Stated task: From the records below, pull each line that has "index".

Input:
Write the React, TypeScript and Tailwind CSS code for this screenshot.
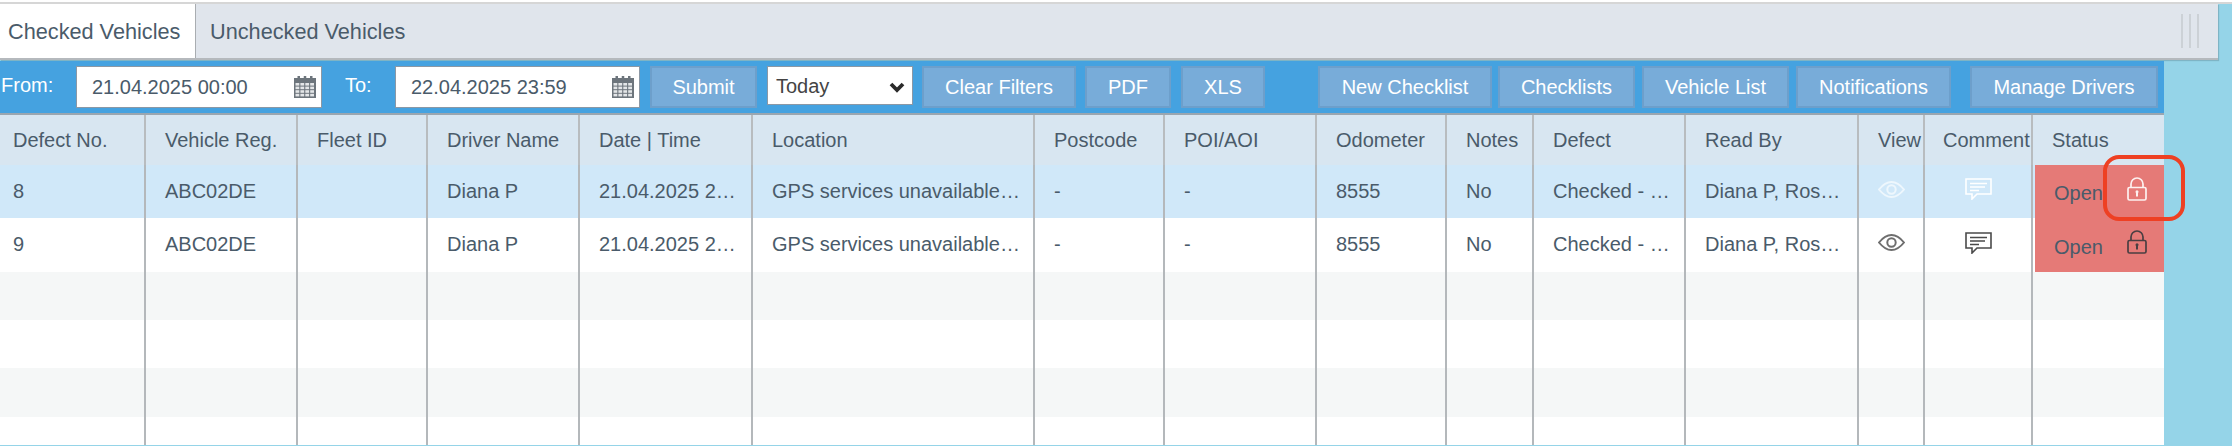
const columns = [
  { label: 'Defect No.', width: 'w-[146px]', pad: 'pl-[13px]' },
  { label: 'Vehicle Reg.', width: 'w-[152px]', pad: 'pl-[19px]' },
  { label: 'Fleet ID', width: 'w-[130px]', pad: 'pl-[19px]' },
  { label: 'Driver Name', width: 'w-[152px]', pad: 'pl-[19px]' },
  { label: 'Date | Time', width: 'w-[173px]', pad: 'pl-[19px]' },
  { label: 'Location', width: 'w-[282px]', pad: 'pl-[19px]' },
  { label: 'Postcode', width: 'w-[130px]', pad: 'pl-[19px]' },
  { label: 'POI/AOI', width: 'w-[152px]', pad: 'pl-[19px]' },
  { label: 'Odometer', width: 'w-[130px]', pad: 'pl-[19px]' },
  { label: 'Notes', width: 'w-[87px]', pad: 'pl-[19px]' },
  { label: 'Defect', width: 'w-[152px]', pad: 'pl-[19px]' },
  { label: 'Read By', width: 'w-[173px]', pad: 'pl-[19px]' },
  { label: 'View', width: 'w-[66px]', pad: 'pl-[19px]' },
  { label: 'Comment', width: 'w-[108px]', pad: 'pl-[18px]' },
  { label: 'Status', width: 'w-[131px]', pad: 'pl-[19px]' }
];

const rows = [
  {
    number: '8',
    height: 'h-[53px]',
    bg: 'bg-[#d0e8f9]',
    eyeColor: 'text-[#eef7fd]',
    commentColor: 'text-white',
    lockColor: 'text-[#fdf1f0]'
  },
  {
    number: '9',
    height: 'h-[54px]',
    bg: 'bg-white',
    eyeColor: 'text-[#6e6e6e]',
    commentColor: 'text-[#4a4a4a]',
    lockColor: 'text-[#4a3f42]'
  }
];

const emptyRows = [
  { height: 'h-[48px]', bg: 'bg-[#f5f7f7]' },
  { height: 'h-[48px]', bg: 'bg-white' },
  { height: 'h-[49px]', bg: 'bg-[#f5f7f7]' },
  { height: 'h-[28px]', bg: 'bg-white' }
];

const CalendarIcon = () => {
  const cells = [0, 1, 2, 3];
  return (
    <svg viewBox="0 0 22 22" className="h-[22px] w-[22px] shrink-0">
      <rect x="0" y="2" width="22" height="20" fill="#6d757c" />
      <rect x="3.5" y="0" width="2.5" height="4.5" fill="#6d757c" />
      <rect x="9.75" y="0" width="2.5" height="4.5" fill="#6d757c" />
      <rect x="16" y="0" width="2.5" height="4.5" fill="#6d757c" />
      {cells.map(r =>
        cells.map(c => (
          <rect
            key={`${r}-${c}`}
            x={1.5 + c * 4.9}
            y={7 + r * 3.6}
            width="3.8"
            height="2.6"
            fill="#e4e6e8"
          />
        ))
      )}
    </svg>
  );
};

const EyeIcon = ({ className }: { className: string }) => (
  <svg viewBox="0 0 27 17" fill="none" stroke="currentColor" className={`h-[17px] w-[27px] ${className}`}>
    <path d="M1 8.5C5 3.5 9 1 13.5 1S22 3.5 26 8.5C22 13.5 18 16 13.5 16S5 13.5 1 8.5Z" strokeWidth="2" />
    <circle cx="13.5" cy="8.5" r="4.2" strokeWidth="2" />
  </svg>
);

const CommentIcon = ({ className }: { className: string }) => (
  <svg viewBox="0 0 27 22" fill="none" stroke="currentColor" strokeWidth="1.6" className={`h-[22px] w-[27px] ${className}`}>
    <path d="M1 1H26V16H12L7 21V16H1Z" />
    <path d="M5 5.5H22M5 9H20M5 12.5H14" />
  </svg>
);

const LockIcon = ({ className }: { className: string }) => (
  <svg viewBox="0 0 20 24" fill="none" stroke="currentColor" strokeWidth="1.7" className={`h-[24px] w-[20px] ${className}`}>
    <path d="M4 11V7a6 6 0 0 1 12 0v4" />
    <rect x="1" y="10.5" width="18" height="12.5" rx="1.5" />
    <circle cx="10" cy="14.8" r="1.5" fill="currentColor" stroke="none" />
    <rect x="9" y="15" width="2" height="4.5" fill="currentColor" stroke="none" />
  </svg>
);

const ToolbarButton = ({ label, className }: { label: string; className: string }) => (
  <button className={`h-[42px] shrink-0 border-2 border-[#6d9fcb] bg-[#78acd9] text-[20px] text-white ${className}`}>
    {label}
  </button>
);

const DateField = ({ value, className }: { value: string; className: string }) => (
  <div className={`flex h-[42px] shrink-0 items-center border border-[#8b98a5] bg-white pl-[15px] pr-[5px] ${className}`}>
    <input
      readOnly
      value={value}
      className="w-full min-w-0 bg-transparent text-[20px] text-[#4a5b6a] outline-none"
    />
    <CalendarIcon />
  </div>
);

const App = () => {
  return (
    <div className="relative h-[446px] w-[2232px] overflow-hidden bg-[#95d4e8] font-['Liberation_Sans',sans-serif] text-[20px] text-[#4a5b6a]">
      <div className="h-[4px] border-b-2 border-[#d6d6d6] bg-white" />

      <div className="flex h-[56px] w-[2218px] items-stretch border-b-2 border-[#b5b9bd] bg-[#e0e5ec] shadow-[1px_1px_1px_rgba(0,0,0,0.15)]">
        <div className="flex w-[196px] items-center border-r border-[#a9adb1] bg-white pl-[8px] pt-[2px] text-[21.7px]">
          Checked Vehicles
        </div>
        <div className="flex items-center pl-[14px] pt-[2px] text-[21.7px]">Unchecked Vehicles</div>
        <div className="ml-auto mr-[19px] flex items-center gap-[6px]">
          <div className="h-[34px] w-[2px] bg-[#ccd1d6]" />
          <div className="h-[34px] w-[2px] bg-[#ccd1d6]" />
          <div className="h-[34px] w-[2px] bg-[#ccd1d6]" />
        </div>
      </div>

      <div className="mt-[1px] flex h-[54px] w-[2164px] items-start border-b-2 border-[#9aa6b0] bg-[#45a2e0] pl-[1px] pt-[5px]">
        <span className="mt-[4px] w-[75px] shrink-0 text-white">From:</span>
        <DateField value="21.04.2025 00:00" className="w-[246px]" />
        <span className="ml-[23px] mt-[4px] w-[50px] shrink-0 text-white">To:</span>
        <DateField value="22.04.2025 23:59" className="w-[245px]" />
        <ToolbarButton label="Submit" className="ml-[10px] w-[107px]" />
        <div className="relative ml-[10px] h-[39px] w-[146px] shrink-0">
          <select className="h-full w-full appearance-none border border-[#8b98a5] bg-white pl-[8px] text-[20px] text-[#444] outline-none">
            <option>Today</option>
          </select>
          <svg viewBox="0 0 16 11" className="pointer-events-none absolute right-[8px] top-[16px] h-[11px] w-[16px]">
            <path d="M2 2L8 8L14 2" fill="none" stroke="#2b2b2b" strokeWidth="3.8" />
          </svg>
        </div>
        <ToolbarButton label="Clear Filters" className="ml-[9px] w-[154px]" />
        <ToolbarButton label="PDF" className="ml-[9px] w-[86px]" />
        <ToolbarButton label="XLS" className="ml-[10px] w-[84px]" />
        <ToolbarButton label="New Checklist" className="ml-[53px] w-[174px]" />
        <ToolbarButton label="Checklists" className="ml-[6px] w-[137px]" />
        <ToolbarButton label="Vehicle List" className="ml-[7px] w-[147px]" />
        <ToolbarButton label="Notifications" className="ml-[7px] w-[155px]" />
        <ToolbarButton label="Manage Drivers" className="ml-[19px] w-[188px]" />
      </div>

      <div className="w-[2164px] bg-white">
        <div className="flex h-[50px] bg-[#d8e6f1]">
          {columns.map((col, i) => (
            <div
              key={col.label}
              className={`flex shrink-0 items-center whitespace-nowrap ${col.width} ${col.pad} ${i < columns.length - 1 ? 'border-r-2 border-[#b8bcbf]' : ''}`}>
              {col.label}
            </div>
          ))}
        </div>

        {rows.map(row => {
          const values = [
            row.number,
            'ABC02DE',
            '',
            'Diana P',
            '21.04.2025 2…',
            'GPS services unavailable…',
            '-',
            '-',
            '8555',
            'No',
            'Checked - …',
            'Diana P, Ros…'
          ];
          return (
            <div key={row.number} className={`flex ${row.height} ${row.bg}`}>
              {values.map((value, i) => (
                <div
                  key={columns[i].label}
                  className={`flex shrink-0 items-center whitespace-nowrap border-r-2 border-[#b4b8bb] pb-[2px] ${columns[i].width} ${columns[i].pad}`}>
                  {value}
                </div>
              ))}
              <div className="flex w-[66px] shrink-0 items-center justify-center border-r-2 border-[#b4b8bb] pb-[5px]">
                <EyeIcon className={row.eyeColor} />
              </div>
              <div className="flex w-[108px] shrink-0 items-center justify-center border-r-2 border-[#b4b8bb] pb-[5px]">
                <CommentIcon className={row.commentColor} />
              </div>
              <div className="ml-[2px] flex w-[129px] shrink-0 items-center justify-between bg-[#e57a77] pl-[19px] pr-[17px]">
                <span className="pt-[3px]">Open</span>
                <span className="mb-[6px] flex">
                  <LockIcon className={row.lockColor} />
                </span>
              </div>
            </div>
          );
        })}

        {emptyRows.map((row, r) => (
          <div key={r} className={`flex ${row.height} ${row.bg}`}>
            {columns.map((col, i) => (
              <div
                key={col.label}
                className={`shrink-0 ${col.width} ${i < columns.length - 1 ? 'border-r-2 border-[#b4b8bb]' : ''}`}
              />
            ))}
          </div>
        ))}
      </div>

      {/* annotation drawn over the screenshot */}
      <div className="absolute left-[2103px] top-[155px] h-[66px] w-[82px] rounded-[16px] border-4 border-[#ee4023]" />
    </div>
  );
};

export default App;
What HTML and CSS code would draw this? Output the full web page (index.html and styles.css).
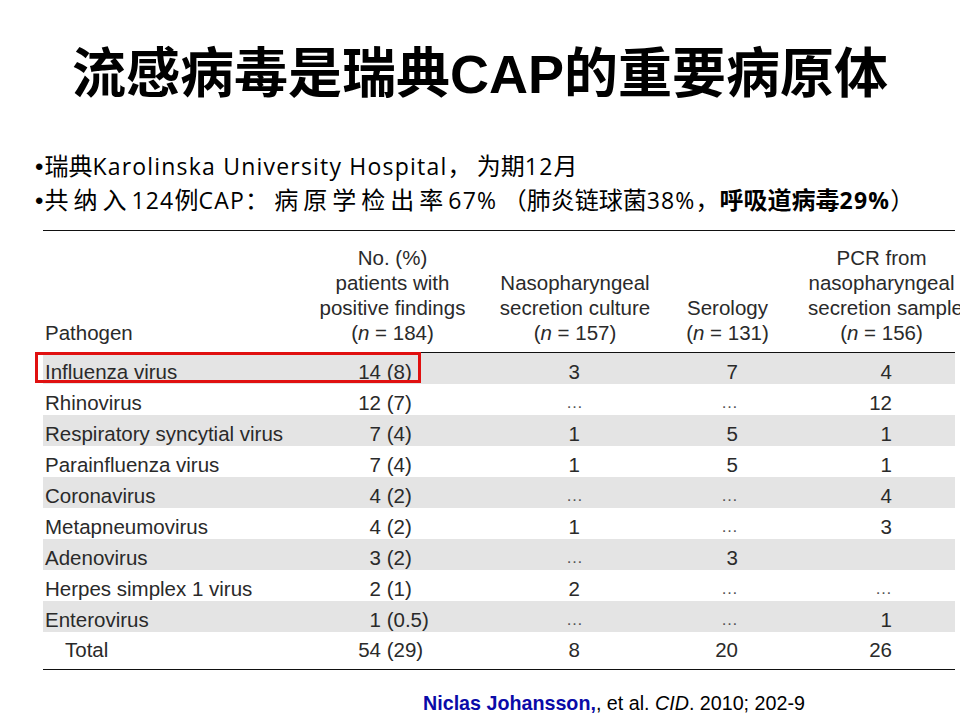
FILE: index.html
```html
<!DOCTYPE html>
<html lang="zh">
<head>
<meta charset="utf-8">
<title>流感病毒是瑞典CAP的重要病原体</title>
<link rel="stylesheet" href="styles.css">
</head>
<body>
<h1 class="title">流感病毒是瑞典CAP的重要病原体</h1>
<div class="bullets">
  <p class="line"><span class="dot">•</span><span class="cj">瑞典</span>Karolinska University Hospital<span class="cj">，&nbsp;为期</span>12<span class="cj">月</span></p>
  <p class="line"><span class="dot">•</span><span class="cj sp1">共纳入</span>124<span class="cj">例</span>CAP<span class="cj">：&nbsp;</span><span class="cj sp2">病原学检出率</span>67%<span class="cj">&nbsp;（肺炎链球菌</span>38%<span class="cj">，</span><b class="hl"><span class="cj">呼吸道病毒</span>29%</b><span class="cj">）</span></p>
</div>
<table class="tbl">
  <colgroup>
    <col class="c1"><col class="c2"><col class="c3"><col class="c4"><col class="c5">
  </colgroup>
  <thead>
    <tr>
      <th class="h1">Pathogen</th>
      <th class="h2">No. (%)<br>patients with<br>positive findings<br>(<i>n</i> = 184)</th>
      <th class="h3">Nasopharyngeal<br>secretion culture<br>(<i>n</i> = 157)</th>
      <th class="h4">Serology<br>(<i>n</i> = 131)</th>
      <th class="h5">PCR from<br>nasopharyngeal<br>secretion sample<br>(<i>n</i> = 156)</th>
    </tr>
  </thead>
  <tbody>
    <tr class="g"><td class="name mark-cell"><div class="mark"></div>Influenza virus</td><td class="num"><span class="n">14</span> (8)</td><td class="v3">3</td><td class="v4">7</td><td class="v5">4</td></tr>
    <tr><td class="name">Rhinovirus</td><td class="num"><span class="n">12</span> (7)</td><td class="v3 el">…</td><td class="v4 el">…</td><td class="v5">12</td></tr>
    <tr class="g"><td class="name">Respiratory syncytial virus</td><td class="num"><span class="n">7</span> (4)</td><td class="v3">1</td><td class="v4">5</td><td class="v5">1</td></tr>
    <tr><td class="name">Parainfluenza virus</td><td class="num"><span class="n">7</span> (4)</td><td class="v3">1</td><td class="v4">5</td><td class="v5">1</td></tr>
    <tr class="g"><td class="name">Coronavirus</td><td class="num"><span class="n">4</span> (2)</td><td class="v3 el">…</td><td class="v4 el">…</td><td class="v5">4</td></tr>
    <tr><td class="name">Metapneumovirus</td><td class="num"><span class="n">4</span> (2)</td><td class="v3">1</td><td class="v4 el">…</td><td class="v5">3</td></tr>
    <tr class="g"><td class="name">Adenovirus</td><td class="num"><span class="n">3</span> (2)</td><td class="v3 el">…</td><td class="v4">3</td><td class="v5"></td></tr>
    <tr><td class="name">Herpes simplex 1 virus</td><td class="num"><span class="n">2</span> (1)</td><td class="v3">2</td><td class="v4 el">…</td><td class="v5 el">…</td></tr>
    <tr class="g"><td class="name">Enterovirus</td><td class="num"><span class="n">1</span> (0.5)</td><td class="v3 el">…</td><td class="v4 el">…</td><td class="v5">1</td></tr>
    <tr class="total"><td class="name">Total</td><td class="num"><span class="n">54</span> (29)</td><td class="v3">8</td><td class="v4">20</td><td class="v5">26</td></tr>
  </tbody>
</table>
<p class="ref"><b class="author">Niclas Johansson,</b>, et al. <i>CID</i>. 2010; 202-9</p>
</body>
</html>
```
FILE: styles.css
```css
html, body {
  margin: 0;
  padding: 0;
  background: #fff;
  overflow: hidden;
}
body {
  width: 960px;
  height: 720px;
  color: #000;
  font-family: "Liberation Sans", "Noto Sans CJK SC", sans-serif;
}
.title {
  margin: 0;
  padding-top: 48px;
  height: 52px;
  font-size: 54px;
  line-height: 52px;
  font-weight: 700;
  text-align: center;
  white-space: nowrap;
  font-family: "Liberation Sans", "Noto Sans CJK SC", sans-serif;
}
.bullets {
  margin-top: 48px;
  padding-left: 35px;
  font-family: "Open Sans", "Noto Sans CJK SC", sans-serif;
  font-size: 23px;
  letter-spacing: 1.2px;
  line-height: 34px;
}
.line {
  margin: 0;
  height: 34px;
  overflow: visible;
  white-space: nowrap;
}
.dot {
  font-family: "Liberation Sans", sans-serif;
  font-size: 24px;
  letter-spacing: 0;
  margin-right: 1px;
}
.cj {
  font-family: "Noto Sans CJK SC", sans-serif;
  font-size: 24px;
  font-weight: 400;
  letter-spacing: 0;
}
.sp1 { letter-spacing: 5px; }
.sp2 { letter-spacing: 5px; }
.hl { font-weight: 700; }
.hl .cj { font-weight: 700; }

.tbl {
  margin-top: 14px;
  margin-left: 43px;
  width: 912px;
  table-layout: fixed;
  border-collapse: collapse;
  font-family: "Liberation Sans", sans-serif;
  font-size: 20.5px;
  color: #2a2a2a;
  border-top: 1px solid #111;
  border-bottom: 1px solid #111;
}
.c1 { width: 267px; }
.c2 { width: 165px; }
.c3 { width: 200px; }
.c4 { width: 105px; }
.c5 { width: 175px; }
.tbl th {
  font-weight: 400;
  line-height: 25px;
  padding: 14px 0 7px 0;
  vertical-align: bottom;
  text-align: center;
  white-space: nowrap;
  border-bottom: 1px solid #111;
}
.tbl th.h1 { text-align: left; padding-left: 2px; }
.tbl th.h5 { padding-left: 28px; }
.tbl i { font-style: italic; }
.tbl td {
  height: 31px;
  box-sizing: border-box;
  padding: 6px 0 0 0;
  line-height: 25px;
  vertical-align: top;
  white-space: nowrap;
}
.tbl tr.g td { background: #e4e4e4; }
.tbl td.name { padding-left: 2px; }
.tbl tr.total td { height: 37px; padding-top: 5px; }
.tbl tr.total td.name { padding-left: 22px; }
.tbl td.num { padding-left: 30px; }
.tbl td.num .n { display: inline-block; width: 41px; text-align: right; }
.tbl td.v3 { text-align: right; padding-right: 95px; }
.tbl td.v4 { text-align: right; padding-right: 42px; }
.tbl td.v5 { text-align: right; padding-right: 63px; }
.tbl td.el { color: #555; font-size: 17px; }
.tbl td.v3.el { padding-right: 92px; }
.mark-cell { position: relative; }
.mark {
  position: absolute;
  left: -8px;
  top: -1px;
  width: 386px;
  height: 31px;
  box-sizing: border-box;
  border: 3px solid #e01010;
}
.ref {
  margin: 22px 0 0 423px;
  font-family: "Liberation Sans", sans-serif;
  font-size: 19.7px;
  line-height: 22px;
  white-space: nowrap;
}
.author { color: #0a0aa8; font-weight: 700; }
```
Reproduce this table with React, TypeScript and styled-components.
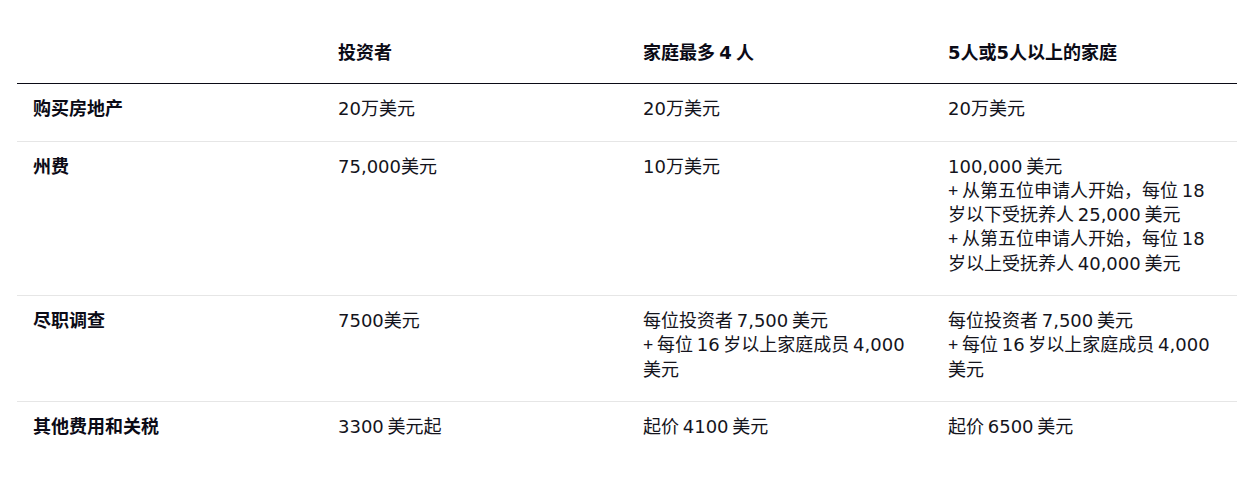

Correct output:
What HTML and CSS code would draw this? Output the full web page (index.html and styles.css).
FILE: index.html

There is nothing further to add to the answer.